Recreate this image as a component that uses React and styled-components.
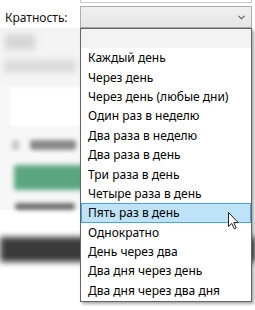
import styled, { createGlobalStyle } from "styled-components";

const options = [
    "Каждый день",
    "Через день",
    "Через день (любые дни)",
    "Один раз в неделю",
    "Два раза в неделю",
    "Два раза в день",
    "Три раза в день",
    "Четыре раза в день",
    "Пять раз в день",
    "Однократно",
    "День через два",
    "Два дня через день",
    "Два дня через два дня",
];

export default function App() {
    return (
        <Page>
            <GlobalStyle />
            <TopStrip>
                <TopField />
            </TopStrip>
            <FieldRow>
                <Label>Кратность:</Label>
                <Combo>
                    <svg width="7" height="5" viewBox="0 0 7 5">
                        <path d="M0.5 0.8 L3.5 3.8 L6.5 0.8" fill="none" stroke="#555" strokeWidth="1.1" />
                    </svg>
                </Combo>
            </FieldRow>

            {/* dimmed dialog content behind the open list */}
            <Backdrop>
                <Hint />
                <HintWide />
                <WhiteField />
                <CheckRow>
                    <CheckMark />
                    <CheckText />
                </CheckRow>
                <GreenButton />
                <LinkLine />
            </Backdrop>
            <DarkBand />

            <Dropdown>
                <SearchRow />
                {options.map((o, i) => (
                    <Option key={o} $selected={i === 8}>{o}</Option>
                ))}
            </Dropdown>

            <Cursor width="11" height="18" viewBox="0 0 11 18">
                <path d="M0.5 0.5 L0.5 14.5 L3.8 11.4 L6.2 16.8 L8.2 15.9 L5.8 10.6 L10.2 10.6 Z" fill="#fff" stroke="#222" strokeWidth="1" strokeLinejoin="round" />
            </Cursor>
        </Page>
    );
}

const GlobalStyle = createGlobalStyle`
body{
    margin: 0;
    background: #ffffff;
    font-family: "Noto Sans", "Segoe UI", sans-serif;
}
`

const Page = styled.div`
position: relative;
width: 255px;
height: 310px;
overflow: hidden;
background: #ffffff;
`

const TopStrip = styled.div`
height: 3px;
padding-left: 80px;
padding-right: 3px;
display: flex;
`

const TopField = styled.div`
flex: 1;
border: 1px solid #c9c7dc;
border-top: none;
background: #ffffff;
`

const FieldRow = styled.div`
display: flex;
align-items: center;
height: 22px;
margin-top: 3px;
padding-left: 5px;
padding-right: 3px;
`

const Label = styled.div`
width: 75px;
font-size: 12px;
color: #111;
`

const Combo = styled.div`
box-sizing: border-box;
flex: 1;
height: 22px;
border: 1px solid #acacac;
background: linear-gradient(#f0f0f0, #e5e5e5);
display: flex;
justify-content: flex-end;
align-items: center;
padding-right: 6px;
svg{
    display: block;
}
`

const Backdrop = styled.div`
width: 80px;
height: 182px;
box-sizing: border-box;
padding: 6px 0px 0px 5px;
background: linear-gradient(#f4f4f4 0px, #f4f4f4 55px, #f7f7f7 60px);
display: flex;
flex-direction: column;
`

const Hint = styled.div`
width: 30px;
height: 16px;
background: #d6d6d6;
filter: blur(3px);
`

const HintWide = styled(Hint)`
width: 72px;
height: 12px;
margin-top: 10px;
margin-left: -1px;
background: #dadada;
`

const WhiteField = styled.div`
width: 90px;
height: 38px;
margin: 16px 0px 0px 5px;
background: #ffffff;
filter: blur(1.5px);
`

const CheckRow = styled.div`
display: flex;
gap: 11px;
height: 10px;
margin: 14px 0px 0px 7px;
`

const CheckMark = styled.div`
width: 7px;
background: #c4c4c4;
border-radius: 3px;
filter: blur(2px);
`

const CheckText = styled(CheckMark)`
width: 46px;
background: #8a8a8a;
`

const GreenButton = styled.div`
width: 90px;
height: 25px;
margin: 15px 0px 0px 9px;
background: #5ba680;
border-radius: 2px;
filter: blur(2.5px);
`

const LinkLine = styled.div`
width: 60px;
height: 7px;
margin: 13px 0px 0px 10px;
background: #707070;
border-radius: 3px;
filter: blur(2px);
`

const DarkBand = styled.div`
height: 25px;
margin-top: 27px;
background: #3a3a3a;
filter: blur(3px);
`

const Dropdown = styled.div`
position: absolute;
left: 80px;
top: 28px;
width: 172px;
height: 274px;
box-sizing: border-box;
border: 1px solid #646464;
background: #ffffff;
box-shadow: 2px 2px 3px rgba(0, 0, 0, 0.35);
display: flex;
flex-direction: column;
`

const SearchRow = styled.div`
height: 19px;
background: #f3f3f3;
flex-shrink: 0;
`

const Option = styled.div`
box-sizing: border-box;
height: 19.4px;
flex-shrink: 0;
padding-left: 6px;
display: flex;
align-items: center;
font-size: 12px;
color: #000;
white-space: nowrap;
background: ${p => p.$selected ? "#bee3f8" : "transparent"};
border: 1px solid ${p => p.$selected ? "#4aa3e2" : "transparent"};
`

const Cursor = styled.svg`
position: absolute;
left: 228px;
top: 212px;
`
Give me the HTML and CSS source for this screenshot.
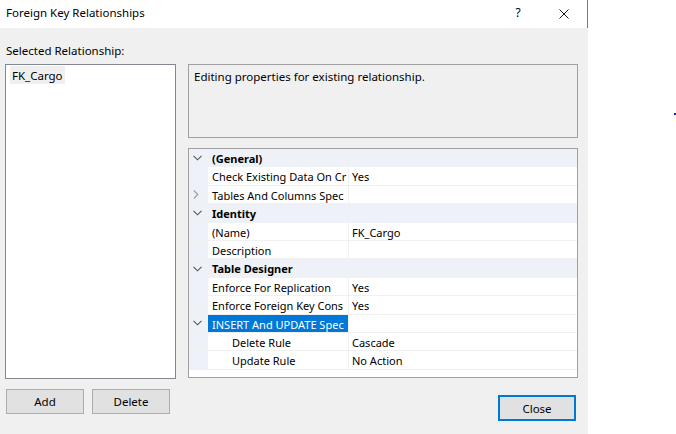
FILE: index.html
```html
<!DOCTYPE html>
<html>
<head>
<meta charset="utf-8">
<link rel="stylesheet" href="styles.css">
</head>
<body>
<div class="screen">
  <div class="dialog">
    <div class="titlebar">
      <span class="title">Foreign Key Relationships</span>
      <span class="tb-btn help">?</span>
      <span class="tb-btn close-x"><svg width="10" height="10" viewBox="0 0 10 10"><path d="M0.5 0.5L9.5 9.5M9.5 0.5L0.5 9.5" stroke="#111" stroke-width="1" fill="none"/></svg></span>
    </div>
    <div class="body">
      <div class="label">Selected Relationship:</div>
      <div class="main">
        <div class="leftcol">
          <div class="listbox"><div class="item">FK_Cargo</div></div>
          <div class="btnrow">
            <button class="btn">Add</button>
            <button class="btn">Delete</button>
          </div>
        </div>
        <div class="rightcol">
          <div class="desc">Editing properties for existing relationship.</div>
          <div class="grid">
            <div class="row cat"><span class="gut"><svg class="chev" width="9" height="6" viewBox="0 0 9 6"><path d="M0.5 0.8L4.5 4.8L8.5 0.8" stroke="#555" stroke-width="1.1" fill="none"/></svg></span><span class="cname">(General)</span></div>
            <div class="row"><span class="gut"></span><span class="name"><span class="clip">Check Existing Data On Cr</span></span><span class="val">Yes</span></div>
            <div class="row"><span class="gut"><svg class="chev" width="6" height="9" viewBox="0 0 6 9"><path d="M0.8 0.5L4.8 4.5L0.8 8.5" stroke="#9a9a9a" stroke-width="1.1" fill="none"/></svg></span><span class="name"><span class="clip">Tables And Columns Spec</span></span><span class="val"></span></div>
            <div class="row cat"><span class="gut"><svg class="chev" width="9" height="6" viewBox="0 0 9 6"><path d="M0.5 0.8L4.5 4.8L8.5 0.8" stroke="#555" stroke-width="1.1" fill="none"/></svg></span><span class="cname">Identity</span></div>
            <div class="row"><span class="gut"></span><span class="name">(Name)</span><span class="val">FK_Cargo</span></div>
            <div class="row"><span class="gut"></span><span class="name">Description</span><span class="val"></span></div>
            <div class="row cat"><span class="gut"><svg class="chev" width="9" height="6" viewBox="0 0 9 6"><path d="M0.5 0.8L4.5 4.8L8.5 0.8" stroke="#555" stroke-width="1.1" fill="none"/></svg></span><span class="cname">Table Designer</span></div>
            <div class="row"><span class="gut"></span><span class="name">Enforce For Replication</span><span class="val">Yes</span></div>
            <div class="row"><span class="gut"></span><span class="name"><span class="clip">Enforce Foreign Key Cons</span></span><span class="val">Yes</span></div>
            <div class="row"><span class="gut"><svg class="chev" width="9" height="6" viewBox="0 0 9 6"><path d="M0.5 0.8L4.5 4.8L8.5 0.8" stroke="#555" stroke-width="1.1" fill="none"/></svg></span><span class="name selected"><span class="clip">INSERT And UPDATE Spec</span></span><span class="val"></span></div>
            <div class="row"><span class="gut"></span><span class="name sub">Delete Rule</span><span class="val">Cascade</span></div>
            <div class="row"><span class="gut"></span><span class="name sub">Update Rule</span><span class="val">No Action</span></div>
          </div>
          <div class="closerow"><button class="btn primary">Close</button></div>
        </div>
      </div>
    </div>
  </div>
  <div class="outside"><span class="dot"></span></div>
</div>
</body>
</html>
```

FILE: styles.css
```css
* { box-sizing: border-box; }
html, body { margin: 0; padding: 0; background: #fff; }
body {
  font-family: "Noto Sans", "Open Sans", "DejaVu Sans", sans-serif;
  font-size: 11px;
  color: #000;
}
.screen { display: flex; width: 676px; height: 434px; overflow: hidden; }
.dialog { width: 588px; height: 434px; display: flex; flex-direction: column; background: #f0f0f0; }
.titlebar {
  height: 28px; width: 588px; background: #fff;
  border-right: 1px solid #7a7a7a;
  display: flex; align-items: center;
}
.title { flex: 1; padding-left: 6px; font-size: 11.5px; line-height: 16px; padding-bottom: 2px; }
.tb-btn { display: flex; align-items: center; justify-content: center; height: 28px; }
.help { width: 46px; font-size: 12px; padding-bottom: 3px; }
.close-x { width: 46px; padding-bottom: 1px; }
.body { flex: 1; display: flex; flex-direction: column; }
.label { margin-top: 15px; height: 16px; line-height: 16px; padding-left: 6px; color: #000; font-size: 11.5px; }
.main { display: flex; gap: 12px; padding-left: 5px; margin-top: 5px; }
.leftcol { width: 171px; display: flex; flex-direction: column; }
.listbox {
  height: 315px; background: #fff; border: 1px solid #828790; padding: 1px 4px;
}
.item { display: inline-block; background: #efefef; height: 18px; line-height: 19px; padding: 0 2px; font-size: 11.5px; }
.btnrow { display: flex; gap: 8px; margin-top: 10px; padding-left: 1px; }
.btn {
  width: 78px; height: 25px; background: #e1e1e1; border: 1px solid #adadad;
  font-family: inherit; font-size: 11.5px; color: #000; padding: 0;
}
.rightcol { width: 390px; display: flex; flex-direction: column; }
.desc {
  height: 74px; border: 1px solid #a0a0a0; background: #f0f0f0;
  padding: 2px 5px; line-height: 19px; font-size: 11.5px;
}
.grid {
  margin-top: 10px; height: 230px; border: 1px solid #a0a0a0; background: #fff;
  display: flex; flex-direction: column;
}
.row { height: 18.4px; display: flex; flex: none; line-height: 19px; border-bottom: 1px solid #f0f0f0; }
.row.cat { background: #eef2f8; border-bottom: none; font-weight: bold; }
.gut { width: 19px; flex: none; background: #eef2f8; display: flex; align-items: center; padding-left: 4px; }
.chev { display: block; }
.name {
  width: 141px; flex: none; white-space: nowrap; overflow: hidden; padding-left: 4px;
  border-right: 1px solid #f0f0f0;
}
.clip { display: block; width: 100%; overflow: hidden; white-space: nowrap; }
.name.sub { padding-left: 24px; }
.name.selected { background: #0078d7; color: #fff; }
.cname { padding-left: 4px; }
.val { flex: 1; padding-left: 3px; white-space: nowrap; }
.closerow { display: flex; justify-content: flex-end; margin-top: 17px; padding-right: 2px; }
.btn.primary { height: 26px; border: 2px solid #0078d7; }
.outside { flex: 1; padding-top: 113px; display: flex; justify-content: flex-end; align-items: flex-start; }
.dot { width: 2px; height: 2px; background: #1a1aff; display: block; }
```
_ _ _ _ _ _ _
### EXERCISE PROMPT
Give again exactly the lines running from the beginning of the material above through the line that contains "<DarkBand />", and leave out every picture.

### SOLUTION TO THE EXERCISE
Recreate this image as a component that uses React and styled-components.
import styled, { createGlobalStyle } from "styled-components";

const options = [
    "Каждый день",
    "Через день",
    "Через день (любые дни)",
    "Один раз в неделю",
    "Два раза в неделю",
    "Два раза в день",
    "Три раза в день",
    "Четыре раза в день",
    "Пять раз в день",
    "Однократно",
    "День через два",
    "Два дня через день",
    "Два дня через два дня",
];

export default function App() {
    return (
        <Page>
            <GlobalStyle />
            <TopStrip>
                <TopField />
            </TopStrip>
            <FieldRow>
                <Label>Кратность:</Label>
                <Combo>
                    <svg width="7" height="5" viewBox="0 0 7 5">
                        <path d="M0.5 0.8 L3.5 3.8 L6.5 0.8" fill="none" stroke="#555" strokeWidth="1.1" />
                    </svg>
                </Combo>
            </FieldRow>

            {/* dimmed dialog content behind the open list */}
            <Backdrop>
                <Hint />
                <HintWide />
                <WhiteField />
                <CheckRow>
                    <CheckMark />
                    <CheckText />
                </CheckRow>
                <GreenButton />
                <LinkLine />
            </Backdrop>
            <DarkBand />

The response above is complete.